Boas perguntas, Jorge, para as quais não tenho qualquer resposta. Mas o Conselho da Europa também não se faz ouvir...

Jorge Conceição disse...

"O Conselho da Europa não se faz ouvir..."

Talvez o CdaE devesse fazer-se ouvir ultrapassando a inércia dos nossos políticos (sobretudo os Ministros do Comité de Ministros e os deputados parlamentares à Assembleia Parlamentar) e a falta de cultura política de grande parte dos nossos jornalistas.

Para dar uma ideia do grau de interesse/empenhamento que os nossos parlamentares têm nesta área, vejamos o seguinte:

- Temos 7 deputados efectivos e 7 suplentes, que seguem a percentagem de distribuição existente na Assembleia da República. Actualmente (ainda não foram introduzidas as correcções resultantes das últimas eleições) temos efectivos 4PS e 3PSD e, suplentes, 3PS, 2PSD, 1BE e 1CDS. (Aqui também podemos notar que os partidos minoritários não terão chances de serem deputados efectivos na APCE).

- Por ano existem 4 sessões plenárias da APCE, cada uma no início de um trimestre. Eis o número de votações de deputados portugueses nas 3 sessões que já aconteceram neste ano:
. 1ª: em 94 votações possíveis, Mota Amaral votou 50, Ana Mendes (PS) 42, Vera Jardim 38, Maria de Belém 21, Mendes Bota 15, Telmo Correia 6 e Luísa Roseira (PSD) 2.
. 2ª: em 67 possíveis, Mendes Bota 33, Mota Amaral 28 e Vera Jardim 6.
. 3ª: em 97 possíveis, Mendes Bota 39 e Mota Amaral 6.
(O "interesse" vai diminuindo ao longo do ano...).

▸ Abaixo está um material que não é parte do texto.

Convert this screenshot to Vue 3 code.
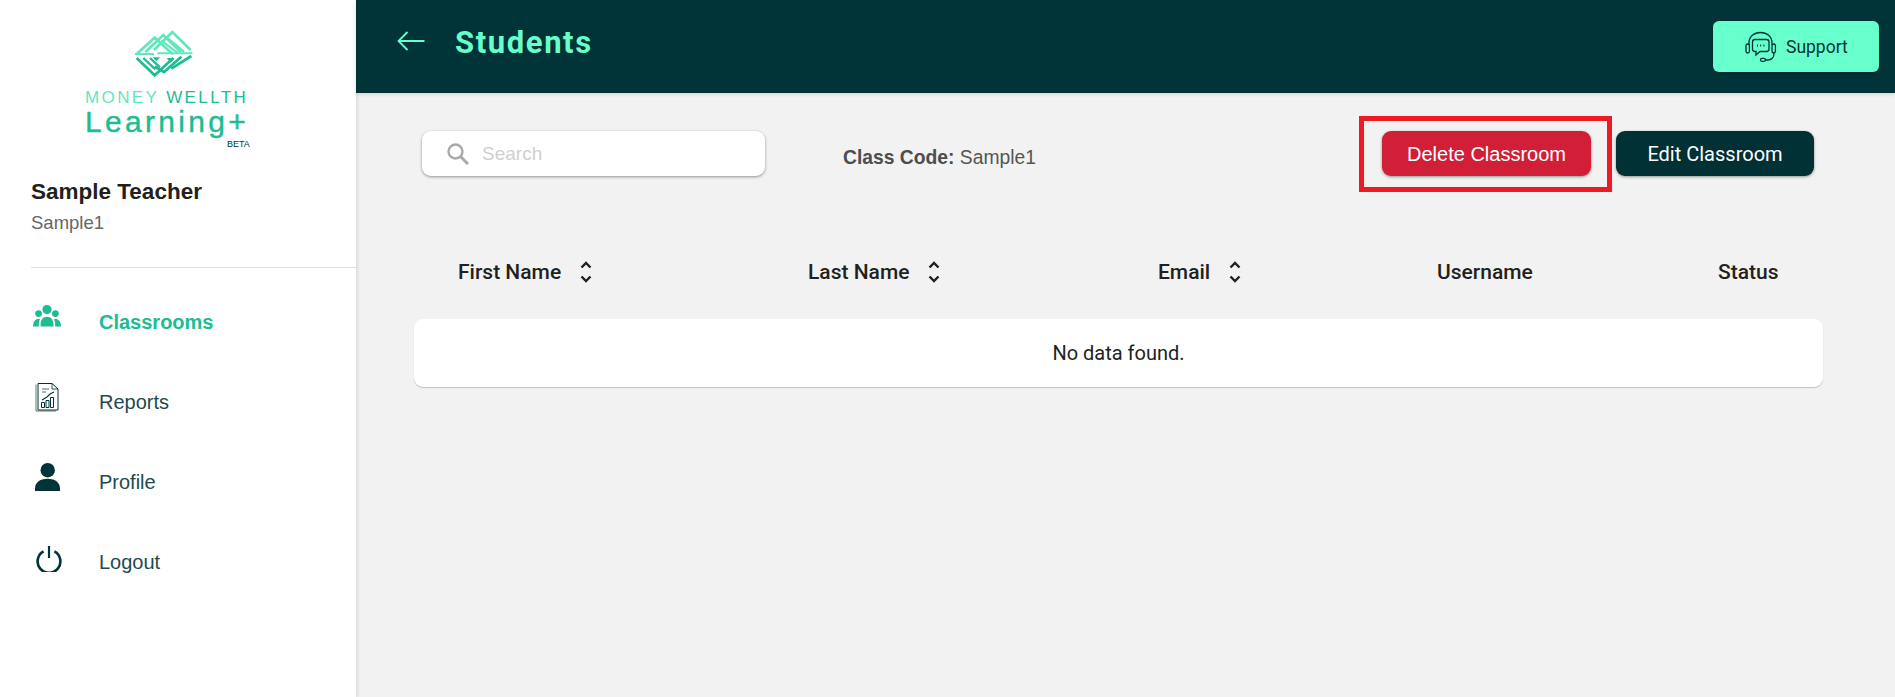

Como curiosidade, ainda, na 3ª sessão, que ocorreu entre 20 e 24 de Junho, não existiram votações portuguesas nas propostas que envolvessem problemas sociais, de solidariedade, de democracia ou de cidadania (desemprego dos jovens, estatutos para a juventude, direitos dos refugiados e dos desalojados, os casos dos actuais boat-people, etc.). Os deputados portugueses (Mendes Bota e Mota Amaral) limitaram-se a votar documentos normativos e de administração interna da APCE...

- Bom, e estando sediado em Lisboa um orgão do CdaE, o Centro Norte-Sul (que se diz ser a janela do CdaE sobre o mundo...) que efectua regularmente acções de carácter internacional nas áreas da cooperação, solidariedade, cidadania e democraticidade, nunca é explicado ao público o significado desse orgão, nem do CdaE, limitando-se a citar declarações de oradores ilustres, como aconteceu há um ano com o discurso de Jorge Sampaio.

Jorge Conceição disse...

Permite-me que corrija o meu último comentário: quando digo, por exemplo "em 94 votações possíveis", deveria dizer qualquer coisa como "o deputado que nessa sessão efectuou o maior número votações foi 94". Porque se trata de scores individuais dos deputados. O número de possibilidades de votação foi substancialmente superior, talvez da ordem das dezenas vezes mais (haveria que se somar a totalidade dos votos em cada documento e respectivas emendas).